On Friday, December 12, Shintani attempted to bribe Kaleohano for the airman’s papers. Despite the significant amount of cash offered (about $200), Kaleohano, convinced that they must contain sensitive military information, said no.

Later that afternoon, Irene Harada began playing a record on the couple’s hand-cranked phonograph. The music was not for entertainment but to muffle the sounds of what was about to happen next. Her husband and Nishikaichi snuck up behind the lone villager guarding their home and wrestled him to the ground. They locked him in a warehouse and gathered up a shotgun and pistol before setting out to retrieve Nishikaichi’s papers.

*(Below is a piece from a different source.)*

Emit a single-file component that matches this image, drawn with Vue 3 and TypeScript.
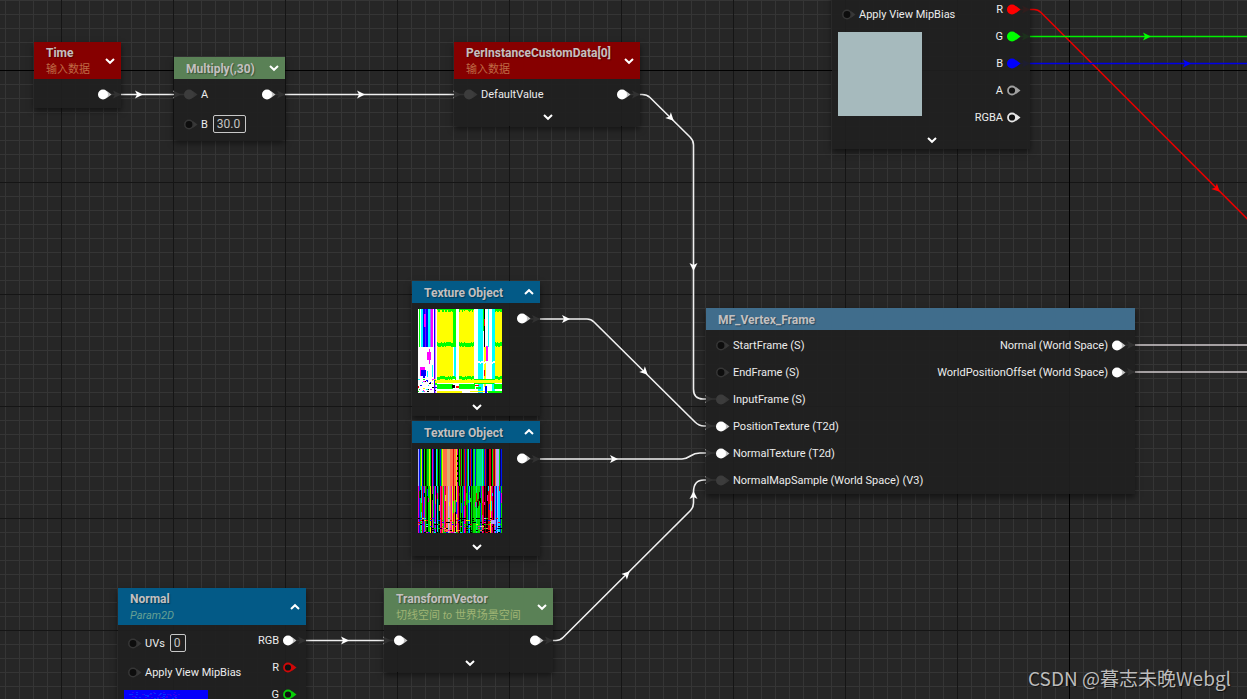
<script setup lang="ts">
type PinStyle = 'solid' | 'muted' | 'empty' | 'ring'

interface Pin {
  label?: string
  pin?: PinStyle
  color?: string
  value?: string
  wide?: boolean
  spacer?: boolean
}

interface GraphNode {
  id: string
  x: number
  y: number
  w: number
  tone?: string
  title?: string
  subtitle?: string[]
  toggle?: 'up' | 'down'
  expander?: boolean
  preview?: 'plain' | 'position' | 'normalFrames' | 'normalMap'
  inputs: Pin[]
  outputs: Pin[]
}

interface Block {
  x: number
  y: number
  w: number
  h: number
  c: string
}

const nodes: GraphNode[] = [
  {
    id: 'time', x: 34, y: 42, w: 87, tone: 'red', title: 'Time', subtitle: ['输入数据'], toggle: 'down',
    inputs: [], outputs: [{ pin: 'solid' }],
  },
  {
    id: 'multiply', x: 174, y: 57, w: 111, tone: 'green', title: 'Multiply(,30)', toggle: 'down',
    inputs: [{ label: 'A', pin: 'muted' }, { label: 'B', pin: 'empty', value: '30.0', wide: true }],
    outputs: [{ pin: 'solid' }],
  },
  {
    id: 'custom-data', x: 454, y: 42, w: 186, tone: 'red', title: 'PerInstanceCustomData[0]',
    subtitle: ['输入数据'], toggle: 'down', expander: true,
    inputs: [{ label: 'DefaultValue', pin: 'muted' }], outputs: [{ pin: 'solid' }],
  },
  {
    id: 'sample', x: 832, y: -33, w: 198, expander: true, preview: 'plain',
    inputs: [{ spacer: true, wide: true }, { label: 'Apply View MipBias', pin: 'empty' }],
    outputs: [
      { spacer: true },
      { label: 'R', pin: 'solid', color: '#ff0000' },
      { label: 'G', pin: 'solid', color: '#00ff00' },
      { label: 'B', pin: 'solid', color: '#0000ff' },
      { label: 'A', pin: 'ring', color: '#a0a0a0' },
      { label: 'RGBA', pin: 'ring', color: '#e6e6e6' },
    ],
  },
  {
    id: 'texture-a', x: 412, y: 281, w: 128, tone: 'blue', title: 'Texture Object', toggle: 'up',
    expander: true, preview: 'position', inputs: [], outputs: [{ pin: 'solid' }],
  },
  {
    id: 'texture-b', x: 412, y: 421, w: 128, tone: 'blue', title: 'Texture Object', toggle: 'up',
    expander: true, preview: 'normalFrames', inputs: [], outputs: [{ pin: 'solid' }],
  },
  {
    id: 'vertex-frame', x: 706, y: 308, w: 429, tone: 'steel', title: 'MF_Vertex_Frame',
    inputs: [
      { label: 'StartFrame (S)', pin: 'empty' },
      { label: 'EndFrame (S)', pin: 'empty' },
      { label: 'InputFrame (S)', pin: 'muted' },
      { label: 'PositionTexture (T2d)', pin: 'solid' },
      { label: 'NormalTexture (T2d)', pin: 'solid' },
      { label: 'NormalMapSample (World Space) (V3)', pin: 'muted' },
    ],
    outputs: [
      { label: 'Normal (World Space)', pin: 'solid' },
      { label: 'WorldPositionOffset (World Space)', pin: 'solid' },
    ],
  },
  {
    id: 'normal', x: 118, y: 588, w: 188, tone: 'blue', title: 'Normal', subtitle: ['', 'Param2D'],
    toggle: 'up', preview: 'normalMap',
    inputs: [{ label: 'UVs', pin: 'empty', value: '0' }, { label: 'Apply View MipBias', pin: 'empty' }],
    outputs: [
      { label: 'RGB', pin: 'solid' },
      { label: 'R', pin: 'ring', color: '#d00808' },
      { label: 'G', pin: 'ring', color: '#08d008' },
    ],
  },
  {
    id: 'transform', x: 384, y: 588, w: 169, tone: 'green', title: 'TransformVector',
    subtitle: ['切线空间', ' to ', '世界场景空间'], toggle: 'down', expander: true,
    inputs: [{ pin: 'solid' }], outputs: [{ pin: 'solid' }],
  },
]

const white = '#f0f0f0'
const wires = [
  { d: 'M110 94.5H184', c: white },
  { d: 'M274 94.5H464', c: white },
  { d: 'M629 94.5H642Q647 94.5 650 97.5L690 137Q693.5 140.5 693.5 145V389Q693.5 399 703 399H716', c: white },
  { d: 'M529 319H587Q591 319 594 322L695 422Q699 426 704 426H716', c: white },
  { d: 'M529 459H682C690 459 690 453 700 453H716', c: white },
  { d: 'M542 640.5H556Q560 640.5 563 637.5L690 511Q693.5 507.5 693.5 503V492Q693.5 480 704 480H716', c: white },
  { d: 'M297 640.5H394', c: white },
  { d: 'M1019 9.5H1034Q1038 9.5 1041 12.5L1647 619', c: '#e60000' },
  { d: 'M1019 36.5H4000', c: '#00f000' },
  { d: 'M1019 63.5H4000', c: '#0000e8' },
  { d: 'M1125 345H4000', c: '#d0cacc' },
  { d: 'M1125 372H4000', c: '#d0cacc' },
]

const arrows = [
  [120, 94.5, 0, '#ffffff'], [142, 94.5, 0, '#ffffff'], [180, 94.5, 0, '#ffffff'],
  [284, 94.5, 0, '#ffffff'], [364, 94.5, 0, '#ffffff'], [460, 94.5, 0, '#ffffff'],
  [639, 94.5, 0, '#ffffff'], [673, 120, 45, '#ffffff'], [693.5, 270, 90, '#ffffff'], [712, 399, 0, '#ffffff'],
  [539, 319, 0, '#ffffff'], [569, 319, 0, '#ffffff'], [647, 374, 45, '#ffffff'], [712, 426, 0, '#ffffff'],
  [539, 459, 0, '#ffffff'], [617, 459, 0, '#ffffff'], [712, 453, 0, '#ffffff'],
  [552, 640.5, 0, '#ffffff'], [629, 572, -45, '#ffffff'], [693.5, 492, -90, '#ffffff'], [712, 480, 0, '#ffffff'],
  [305, 640.5, 0, '#ffffff'], [348, 640.5, 0, '#ffffff'], [390, 640.5, 0, '#ffffff'],
  [1029, 9.5, 0, '#ff0000'], [1219, 191, 45, '#ff0000'],
  [1029, 36.5, 0, '#00ff00'], [1150, 36.5, 0, '#00ff00'],
  [1029, 63.5, 0, '#0000ff'], [1190, 63.5, 0, '#0000ff'],
  [1134, 345, 0, '#ffffff'], [1134, 372, 0, '#ffffff'],
] as const

function makeRandom(seed: number): () => number {
  let s = seed
  return () => {
    s = (s * 16807) % 2147483647
    return s / 2147483647
  }
}

const Y = '#ffff00'
const G = '#00ff00'
const C = '#00ffff'
const W = '#ffffff'
const B = '#0000ff'
const M = '#ff00ff'
const R = '#ff0000'
const K = '#000000'

function block(x: number, y: number, w: number, h: number, c: string): Block {
  return { x, y, w, h, c }
}

function positionTexture(): Block[] {
  const rnd = makeRandom(41)
  const out: Block[] = [
    block(0, 0, 84, 84, W),
    block(1, 0, 1, 38, G), block(3, 0, 2, 38, C), block(5, 0, 2, 38, B), block(7, 0, 1, 38, '#8000ff'),
    block(8, 0, 2, 38, B), block(10, 0, 2, 38, C), block(12, 0, 1, 38, '#8080ff'), block(13, 0, 2, 38, M),
    block(16, 0, 1, 38, B), block(17, 0, 1, 84, '#e080ff'), block(6, 5, 2, 13, M), block(16, 38, 1, 46, '#4000ff'),
    block(19, 0, 16, 71, Y), block(35, 0, 3, 38, G), block(36, 38, 2, 30, C), block(41, 0, 15, 71, Y),
    block(60, 0, 5, 84, C), block(66, 0, 1, 38, K), block(65, 0, 1, 22, G), block(66, 10, 1, 7, R),
    block(66, 38, 2, 40, Y), block(68, 37, 2, 15, M), block(70, 0, 1, 38, C),
    block(74, 0, 3, 84, C), block(77, 0, 7, 71, Y), block(66, 61, 1, 6, R),
    block(9, 43, 4, 8, M), block(11, 40, 1, 15, M), block(2, 58, 5, 9, M), block(3, 61, 5, 6, B),
    block(5, 64, 2, 5, B), block(9, 62, 1, 6, C), block(14, 56, 1, 12, C),
  ]
  for (let x = 19; x < 84; x++) {
    if ((x > 37 && x < 41) || (x > 55 && x < 77)) continue
    out.push(block(x, 0, 1, 1 + Math.floor(rnd() * 3), G))
    out.push(block(x, 33 + Math.floor(rnd() * 2), 1, 4, G))
    out.push(block(x, 67 + Math.floor(rnd() * 2), 1, 3, G))
  }
  for (let x = 58; x < 77; x++) out.push(block(x, 52 + Math.floor(rnd() * 2), 1, 2, W))
  out.push(
    block(17, 71, 67, 3, Y), block(19, 75, 16, 5, G), block(41, 75, 16, 5, G), block(76, 75, 8, 5, G),
    block(56, 70, 21, 1, G), block(56, 74, 20, 1, G), block(38, 77, 3, 2, R), block(57, 76, 4, 1, R),
    block(34, 76, 3, 3, K), block(58, 78, 5, 2, G), block(0, 77, 1, 2, R), block(19, 82, 25, 2, Y),
    block(52, 82, 18, 1, Y), block(70, 82, 14, 2, G), block(67, 77, 2, 7, B),
  )
  const speck = [M, C, Y, K, G, W, B]
  for (let i = 0; i < 40; i++) {
    out.push(block(Math.floor(rnd() * 18), 70 + Math.floor(rnd() * 13), 1 + Math.floor(rnd() * 2), 1, speck[i % 7]))
  }
  return out
}

const palette: Record<string, string> = {
  k: '#000000', r: '#e60010', g: '#00e000', b: '#0018f0', c: '#00d8ff', m: '#f000c0', y: '#e8f000',
  o: '#ff7048', t: '#00e878', w: '#b0a8ff', v: '#006000', n: '#000070', s: '#d8b070', d: '#800010',
}

function normalFramesTexture(): Block[] {
  const top = 'wbgybkgkvggygkmbkkcgkvbgyoooosssooorooymkgdgkvrbdgckrbkgtbgtttttcgbrnkkrrkgrdowwwgnbwcgk'
  const low = 'mbgcrbmgvkggykmgbmkcvkmrogmroowsomyrokymrkgkgbmrvgbckgvgggtgggbgmrkdkkrrymrkmcbwccbgykmb'
  const noise = 'kgkrmgykbgcrwkmgyokgbrk'
  const rnd = makeRandom(97)
  const out: Block[] = []
  for (let x = 0; x < 84; x++) {
    out.push(block(x, 0, 1, 37, palette[top[x]]))
    out.push(block(x, 37, 1, 47, palette[low[x]]))
    if (rnd() > 0.4) {
      out.push(block(x, 37 + Math.floor(rnd() * 20), 1, 3 + Math.floor(rnd() * 10), palette[low[(x + 7) % 84]]))
    }
  }
  for (let y = 69; y < 84; y += 2) {
    for (let x = 0; x < 84; x += 2) {
      if (rnd() > 0.6) out.push(block(x, y, 2, 1, palette[noise[Math.floor(rnd() * noise.length)]]))
    }
  }
  for (let y = 6; y < 34; y += 5) out.push(block(39, y, 2, 2, K))
  out.push(block(73, 71, 5, 4, '#b0a0ff'))
  return out
}

function normalMapTexture(): Block[] {
  const rnd = makeRandom(7)
  const out: Block[] = [block(0, 0, 84, 84, '#0400fa')]
  for (let i = 0; i < 70; i++) {
    const c = i % 2 ? '#0030ff' : '#3000f0'
    out.push(block(5 + Math.floor(rnd() * 50), 2 + Math.floor(rnd() * 10), 2, 1, c))
  }
  return out
}

const textures: Record<string, Block[]> = {
  plain: [block(0, 0, 84, 84, '#a6babd')],
  position: positionTexture(),
  normalFrames: normalFramesTexture(),
  normalMap: normalMapTexture(),
}

function dotColor(pin: Pin): string {
  if (pin.pin === 'muted') return '#3c3c3c'
  return pin.color ?? '#ffffff'
}

function tipColor(pin: Pin): string {
  if (pin.pin === 'muted' || pin.pin === 'empty') return '#383838'
  return pin.color ?? '#c4c4c4'
}
</script>

<template>
  <main class="graph">
    <svg class="wires" aria-hidden="true">
      <path v-for="(wire, i) in wires" :key="i" :d="wire.d" :stroke="wire.c" stroke-width="1.6" fill="none" />
      <path
        v-for="(a, i) in arrows"
        :key="'a' + i"
        d="M1 0L-7 -4L-5 0L-7 4Z"
        :fill="a[3]"
        :transform="`translate(${a[0]} ${a[1]}) rotate(${a[2]})`"
      />
    </svg>

    <section
      v-for="node in nodes"
      :key="node.id"
      class="node"
      :style="{ left: node.x + 'px', top: node.y + 'px', width: node.w + 'px' }"
    >
      <header v-if="node.title" class="head" :class="[node.tone, { tall: node.subtitle }]">
        <div class="titles">
          <h2>{{ node.title }}</h2>
          <p v-if="node.subtitle">{{ node.subtitle[0] }}<em v-if="node.subtitle[1]">{{ node.subtitle[1] }}</em>{{ node.subtitle[2] }}</p>
        </div>
        <button v-if="node.toggle" type="button" class="toggle" :aria-expanded="node.toggle === 'up'">
          <svg width="10" height="8" viewBox="0 0 10 8">
            <path :d="node.toggle === 'up' ? 'M1 6L5 2.2L9 6' : 'M1 2L5 5.8L9 2'" />
          </svg>
        </button>
      </header>

      <div class="body">
        <div class="columns">
          <div class="inputs">
            <div v-for="(pin, i) in node.inputs" :key="i" class="row" :class="{ high: pin.value || (pin.spacer && pin.wide) }">
              <template v-if="!pin.spacer">
                <svg class="pin" width="16" height="15" viewBox="0 0 16 15">
                  <path d="M9.5 3.7L14.5 7.5L9.5 11.3Z" :fill="tipColor(pin)" />
                  <circle v-if="pin.pin === 'empty'" cx="6" cy="7.5" r="4.2" fill="#0d0d0d" stroke="#363636" stroke-width="1.5" />
                  <circle v-else cx="6" cy="7.5" r="5" :fill="dotColor(pin)" />
                </svg>
                <label v-if="pin.value" :for="node.id + i">{{ pin.label }}</label>
                <span v-else>{{ pin.label }}</span>
                <input v-if="pin.value" :id="node.id + i" type="text" :value="pin.value" :class="{ wide: pin.wide }" />
              </template>
            </div>
            <svg v-if="node.preview" class="preview" viewBox="0 0 84 84" shape-rendering="crispEdges">
              <rect
                v-for="(b, i) in textures[node.preview]"
                :key="i"
                :x="b.x"
                :y="b.y"
                :width="b.w"
                :height="b.h"
                :fill="b.c"
              />
            </svg>
          </div>
          <div class="outputs">
            <div v-for="(pin, i) in node.outputs" :key="i" class="row">
              <template v-if="!pin.spacer">
                <span>{{ pin.label }}</span>
                <svg class="pin" width="16" height="15" viewBox="0 0 16 15">
                  <path d="M9.5 3.7L14.5 7.5L9.5 11.3Z" :fill="tipColor(pin)" />
                  <circle v-if="pin.pin === 'ring'" cx="6" cy="7.5" r="4" fill="#111111" :stroke="pin.color" stroke-width="1.8" />
                  <circle v-else cx="6" cy="7.5" r="5" :fill="dotColor(pin)" />
                </svg>
              </template>
            </div>
          </div>
        </div>
        <button v-if="node.expander" type="button" class="expander">
          <svg width="10" height="8" viewBox="0 0 10 8"><path d="M1 2L5 5.8L9 2" /></svg>
        </button>
      </div>
    </section>

    <div class="watermark">CSDN @暮志未晚Webgl</div>
  </main>
</template>

<style>
body {
  background: #262626;
}
</style>

<style scoped>
.graph {
  position: relative;
  min-height: 100vh;
  overflow: hidden;
  font-family: Roboto, "Noto Sans CJK SC", sans-serif;
  font-size: 11px;
  color: #ececec;
  background-color: #262626;
  background-image:
    linear-gradient(#000, #000),
    linear-gradient(#000, #000),
    linear-gradient(to right, #151515 1px, transparent 1px),
    linear-gradient(#151515 1px, transparent 1px),
    linear-gradient(to right, #353535 1px, transparent 1px),
    linear-gradient(#353535 1px, transparent 1px);
  background-size: 1px 100%, 100% 1px, 112px 112px, 112px 112px, 14px 14px, 14px 14px;
  background-position: 1069px 0, 0 70px, 61px 0, 0 70px, 5px 0, 0 0;
  background-repeat: no-repeat, no-repeat, repeat, repeat, repeat, repeat;
}

.wires {
  position: absolute;
  inset: 0;
  width: 100%;
  height: 100%;
}

.node {
  position: absolute;
  box-shadow: 0 3px 6px rgba(0, 0, 0, 0.5);
}

.head {
  display: flex;
  align-items: center;
  height: 22px;
  padding-left: 12px;
}

.head.tall {
  height: 37px;
}

.titles {
  flex: 1;
  min-width: 0;
  padding-top: 2px;
  white-space: nowrap;
}

h2 {
  margin: 0;
  font-size: 12px;
  line-height: 16px;
  font-weight: 700;
  color: #c4c0c0;
  text-shadow: 1px 1px 1px rgba(0, 0, 0, 0.35);
}

.head p {
  margin: 1px 0 0;
  font-size: 11px;
  line-height: 16px;
  white-space: pre;
}

.red {
  background: #860000;
}

.red p {
  color: #bf6a45;
}

.green {
  background: #5a8156;
}

.green p {
  color: #9fb474;
}

.blue {
  background: #035a87;
}

.blue p {
  color: #66a093;
}

.steel {
  background: #406d8c;
}

button {
  display: flex;
  align-items: center;
  justify-content: center;
  padding: 0;
  border: 0;
  background: none;
}

button path {
  fill: none;
  stroke: #fff;
  stroke-width: 2;
}

.toggle {
  width: 22px;
  height: 22px;
}

.expander {
  width: 100%;
  height: 18px;
  padding-left: 2px;
}

.body {
  padding-top: 2px;
  background: rgba(31, 31, 31, 0.92);
}

.columns {
  display: flex;
  justify-content: space-between;
}

.row {
  display: flex;
  align-items: center;
  height: 27px;
  white-space: nowrap;
}

.row.high {
  height: 32px;
}

.inputs .row {
  gap: 2px;
  padding-left: 9px;
}

.outputs .row {
  justify-content: flex-end;
  gap: 3px;
  padding-right: 8px;
}

.pin {
  flex: none;
}

input {
  box-sizing: border-box;
  width: 16px;
  height: 18px;
  margin-left: 3px;
  padding: 0 3px;
  border: 1px solid #c8c8c8;
  border-radius: 2px;
  background: transparent;
  color: #c4c4c4;
  font: 12px Roboto, sans-serif;
}

input.wide {
  width: 33px;
}

.preview {
  display: block;
  width: 84px;
  height: 84px;
  margin: 4px 6px 5px;
}

.watermark {
  position: absolute;
  right: 16px;
  bottom: 8px;
  font-family: "Noto Sans CJK SC", sans-serif;
  font-size: 19px;
  line-height: 26px;
  color: #bcbcbc;
  text-shadow: 1px 1px 1px rgba(0, 0, 0, 0.6);
}
</style>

From his outhouse, Kaleohano spied Harada and Nishikaichi approaching his home. Knowing that eventually they’d find him unless he made a break for it, when the two men momentarily looked in the opposite direction, Kaleohano dashed toward the village. Harada pivoted, aimed his shotgun at Kaleohano, and fired but just missed him. Kaleohano shouted at the top of his lungs for everyone to run, that Harada had helped the Japanese pilot escape and they were both armed. The villagers, at first incredulous that their friend and neighbor had turned on them, scattered.